一些内核（例如边缘检测器）需要读取相邻像素的值来计算给定像素的值，因此不可能计算边缘上像素的值。

另一种情况是：如果内核每次迭代处理8个像素，并且图像的尺寸不是8的倍数，没有足够的填充可用，则内核将无法处理右边缘附近的像素。因此，这些像素将处于不确定状态。

为了知道已计算哪些像素，每个内核为每个输出图像或张量设置一个有效区域。另请参阅TensorInfo::valid_region()、 ValidRegion

张量

张量是具有最大 Coordinates::num_max_dimensions 维度的多维数组。

张量可以被解释为各种对象，这取决于尺寸的数量。标量可以表示为零维张量，数字向量可以表示为一维张量。此外，图像实际上仅仅是2D张量，3D张量可以被看作是图像阵列，4D张量为图像的二维阵列。

注意
大多数算法处理图像（即张量的2D切片），因此只需要沿着X轴和Y轴填充（2D切片可以连续存储在内存中）。

图像和张量描述约定

Image对象由Format和尺寸定义[width, height, batch]

张量由DataType和多个通道定义（现在总是预期为1），它们的尺寸表示为[width，height，feature_maps，batch]。

换句话说，张量的较低三维在[width，height，feature_maps]中指定单个输入，而指定任何其他的维度都表示适当维度空间中的批处理。

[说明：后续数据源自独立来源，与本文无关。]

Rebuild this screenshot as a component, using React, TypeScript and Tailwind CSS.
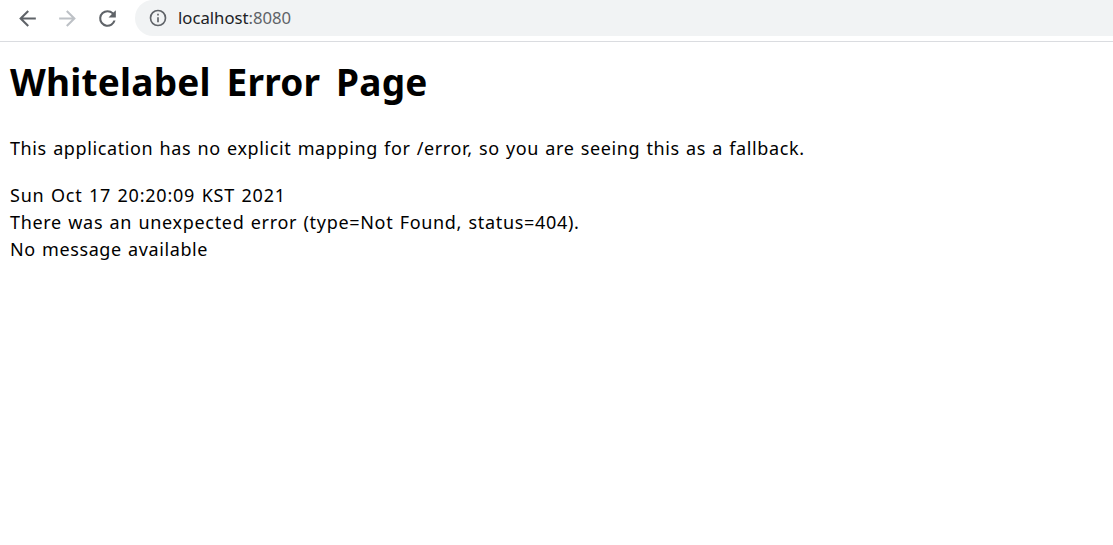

例如，一个尺寸为[128,128,64,16]的张量表示一个1维批量空间，其中16个批次，每个批次元素长宽为128，特征图为64。每个内核在其文档中指定其每个张量的预期布局。

注意
除非在内核或函数的文档中另有规定，否则所有传递的张量和图像参数必须具有相同的尺寸。
除非在内核或函数的文档中另有规定，否则张量的通道数预计为1（对于图像，通道数是从Format中推断的）。

注意
无论张量所使用的DataType如何，ITensor::buffer()方法总是会返回一个uint8_t指针，并且TensorInfo中的所有元数据都将以字节表示。用户负责将指针转换为正确的类型。

例如，要读取浮点张量位于坐标（x，y）上的元素：

float value = *reinterpret_cast<float*>(input.buffer() + input.info()->offset_element_in_bytes(Coordinates(x,y)));

使用迭代器处理图像和张量

该库提供了一些访问对象数据的迭代器。迭代器是通过将数据对象（例如图像或张量）与迭代窗口关联而创建的。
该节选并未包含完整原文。